EXERCISE INSTRUCTIONS:
Please give the count of lines holding the string "that" and nothing besides.

DATA SECTION:
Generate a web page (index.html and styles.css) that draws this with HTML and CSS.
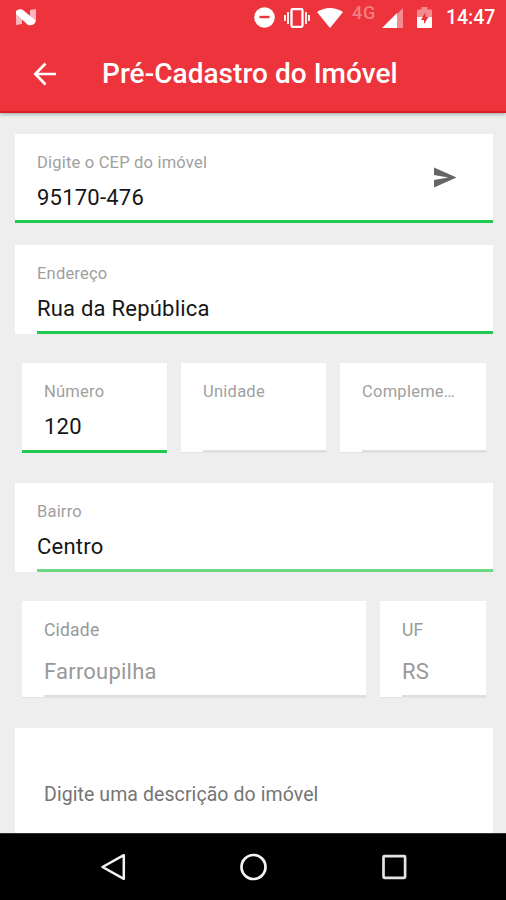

--

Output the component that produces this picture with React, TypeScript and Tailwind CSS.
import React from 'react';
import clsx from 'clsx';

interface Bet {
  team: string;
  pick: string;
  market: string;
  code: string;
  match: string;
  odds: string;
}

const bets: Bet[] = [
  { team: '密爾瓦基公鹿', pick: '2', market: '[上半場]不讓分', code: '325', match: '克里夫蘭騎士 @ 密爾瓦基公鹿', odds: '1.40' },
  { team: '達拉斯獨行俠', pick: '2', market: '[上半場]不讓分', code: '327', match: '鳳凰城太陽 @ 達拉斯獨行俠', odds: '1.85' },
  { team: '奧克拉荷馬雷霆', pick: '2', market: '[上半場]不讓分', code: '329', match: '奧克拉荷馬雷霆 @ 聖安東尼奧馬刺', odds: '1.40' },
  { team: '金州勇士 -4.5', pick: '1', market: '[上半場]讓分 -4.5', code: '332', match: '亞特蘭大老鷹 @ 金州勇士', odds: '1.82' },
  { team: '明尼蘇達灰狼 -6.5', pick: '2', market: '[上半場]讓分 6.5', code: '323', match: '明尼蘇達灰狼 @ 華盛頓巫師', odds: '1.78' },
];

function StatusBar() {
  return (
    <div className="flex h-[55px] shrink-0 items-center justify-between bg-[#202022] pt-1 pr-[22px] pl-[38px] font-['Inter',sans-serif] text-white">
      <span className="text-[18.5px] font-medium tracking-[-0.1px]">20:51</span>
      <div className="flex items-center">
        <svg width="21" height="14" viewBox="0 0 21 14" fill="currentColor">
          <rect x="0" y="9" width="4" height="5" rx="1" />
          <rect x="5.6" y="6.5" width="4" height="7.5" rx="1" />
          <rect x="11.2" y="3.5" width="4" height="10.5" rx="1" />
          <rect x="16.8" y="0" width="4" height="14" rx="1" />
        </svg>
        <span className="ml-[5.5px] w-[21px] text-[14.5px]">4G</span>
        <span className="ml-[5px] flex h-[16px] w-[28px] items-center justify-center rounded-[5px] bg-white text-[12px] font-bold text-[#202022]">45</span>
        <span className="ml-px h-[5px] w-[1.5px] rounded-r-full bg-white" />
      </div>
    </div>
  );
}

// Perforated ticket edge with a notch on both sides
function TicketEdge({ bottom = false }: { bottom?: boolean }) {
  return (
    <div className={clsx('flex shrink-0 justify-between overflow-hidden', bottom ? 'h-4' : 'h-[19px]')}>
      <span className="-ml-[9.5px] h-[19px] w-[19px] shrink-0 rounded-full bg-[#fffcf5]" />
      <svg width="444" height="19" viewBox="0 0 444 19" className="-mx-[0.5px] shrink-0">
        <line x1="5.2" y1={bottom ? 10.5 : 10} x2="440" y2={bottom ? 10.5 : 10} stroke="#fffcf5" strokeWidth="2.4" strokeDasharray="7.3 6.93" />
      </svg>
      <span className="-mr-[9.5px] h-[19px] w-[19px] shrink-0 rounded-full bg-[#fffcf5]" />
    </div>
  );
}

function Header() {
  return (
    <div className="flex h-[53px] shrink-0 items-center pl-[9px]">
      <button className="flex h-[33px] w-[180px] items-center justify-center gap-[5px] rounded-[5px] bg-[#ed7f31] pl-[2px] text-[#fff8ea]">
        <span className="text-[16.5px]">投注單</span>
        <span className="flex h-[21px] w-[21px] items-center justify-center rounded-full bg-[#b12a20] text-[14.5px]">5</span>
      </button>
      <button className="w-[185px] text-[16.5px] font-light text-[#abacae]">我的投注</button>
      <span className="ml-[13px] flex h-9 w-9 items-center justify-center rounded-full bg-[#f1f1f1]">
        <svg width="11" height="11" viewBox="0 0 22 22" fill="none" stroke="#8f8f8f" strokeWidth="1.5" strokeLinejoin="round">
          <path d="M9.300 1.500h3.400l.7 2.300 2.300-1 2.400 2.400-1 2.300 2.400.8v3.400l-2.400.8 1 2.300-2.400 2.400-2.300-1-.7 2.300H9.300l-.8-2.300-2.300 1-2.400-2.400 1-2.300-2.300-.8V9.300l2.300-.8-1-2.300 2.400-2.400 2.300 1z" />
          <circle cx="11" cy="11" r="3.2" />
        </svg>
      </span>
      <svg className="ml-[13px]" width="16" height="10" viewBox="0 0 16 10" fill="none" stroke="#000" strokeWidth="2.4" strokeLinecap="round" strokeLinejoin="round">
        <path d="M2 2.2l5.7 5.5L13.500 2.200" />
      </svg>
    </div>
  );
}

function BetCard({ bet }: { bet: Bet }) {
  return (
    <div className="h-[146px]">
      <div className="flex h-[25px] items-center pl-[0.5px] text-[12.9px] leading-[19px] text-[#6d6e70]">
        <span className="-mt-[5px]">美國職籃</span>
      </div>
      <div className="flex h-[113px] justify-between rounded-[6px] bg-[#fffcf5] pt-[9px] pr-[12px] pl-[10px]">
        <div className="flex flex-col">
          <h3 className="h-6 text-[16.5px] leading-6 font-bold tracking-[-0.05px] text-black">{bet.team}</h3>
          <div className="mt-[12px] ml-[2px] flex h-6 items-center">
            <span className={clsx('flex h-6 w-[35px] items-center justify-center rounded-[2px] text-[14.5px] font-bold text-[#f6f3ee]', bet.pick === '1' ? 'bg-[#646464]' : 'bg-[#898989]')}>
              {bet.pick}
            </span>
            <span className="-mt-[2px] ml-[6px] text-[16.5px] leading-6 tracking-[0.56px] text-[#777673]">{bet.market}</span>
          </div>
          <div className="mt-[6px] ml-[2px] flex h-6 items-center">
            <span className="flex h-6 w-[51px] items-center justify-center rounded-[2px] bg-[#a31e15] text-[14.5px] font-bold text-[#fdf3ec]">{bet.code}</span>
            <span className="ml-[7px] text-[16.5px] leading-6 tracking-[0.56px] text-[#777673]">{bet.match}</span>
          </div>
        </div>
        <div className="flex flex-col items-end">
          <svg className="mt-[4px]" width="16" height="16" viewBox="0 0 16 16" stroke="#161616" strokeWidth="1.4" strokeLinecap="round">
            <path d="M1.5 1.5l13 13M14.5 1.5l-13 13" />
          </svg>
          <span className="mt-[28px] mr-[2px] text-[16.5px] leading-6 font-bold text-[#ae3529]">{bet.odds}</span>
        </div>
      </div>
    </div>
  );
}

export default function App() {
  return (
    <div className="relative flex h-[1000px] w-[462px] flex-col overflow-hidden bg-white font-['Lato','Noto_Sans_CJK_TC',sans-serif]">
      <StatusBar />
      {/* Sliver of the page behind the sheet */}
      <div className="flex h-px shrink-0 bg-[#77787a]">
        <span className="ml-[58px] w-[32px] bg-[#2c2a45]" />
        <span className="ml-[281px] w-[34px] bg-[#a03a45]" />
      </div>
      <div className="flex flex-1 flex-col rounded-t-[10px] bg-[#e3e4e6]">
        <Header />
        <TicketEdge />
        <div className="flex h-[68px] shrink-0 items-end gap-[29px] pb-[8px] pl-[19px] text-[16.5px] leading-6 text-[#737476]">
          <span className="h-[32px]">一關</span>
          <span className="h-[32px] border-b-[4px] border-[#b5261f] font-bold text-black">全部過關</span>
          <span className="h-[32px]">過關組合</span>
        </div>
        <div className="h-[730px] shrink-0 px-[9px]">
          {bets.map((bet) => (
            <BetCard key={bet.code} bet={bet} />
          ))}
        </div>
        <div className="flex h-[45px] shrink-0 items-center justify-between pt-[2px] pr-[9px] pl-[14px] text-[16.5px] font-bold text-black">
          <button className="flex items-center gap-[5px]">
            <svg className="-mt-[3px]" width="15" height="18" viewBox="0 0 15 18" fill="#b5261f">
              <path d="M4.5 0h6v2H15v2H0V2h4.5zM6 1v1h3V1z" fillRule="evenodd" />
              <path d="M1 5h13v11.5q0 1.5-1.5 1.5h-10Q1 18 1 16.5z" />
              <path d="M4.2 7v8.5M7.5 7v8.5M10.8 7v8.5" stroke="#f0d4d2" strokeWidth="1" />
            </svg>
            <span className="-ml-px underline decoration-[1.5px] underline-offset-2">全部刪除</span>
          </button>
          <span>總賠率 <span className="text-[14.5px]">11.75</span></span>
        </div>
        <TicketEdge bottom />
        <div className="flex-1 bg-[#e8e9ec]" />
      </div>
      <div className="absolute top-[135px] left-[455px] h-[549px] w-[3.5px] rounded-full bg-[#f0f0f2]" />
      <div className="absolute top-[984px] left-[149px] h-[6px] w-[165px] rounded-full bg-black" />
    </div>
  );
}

RESPONSE TO THIS TASK:
2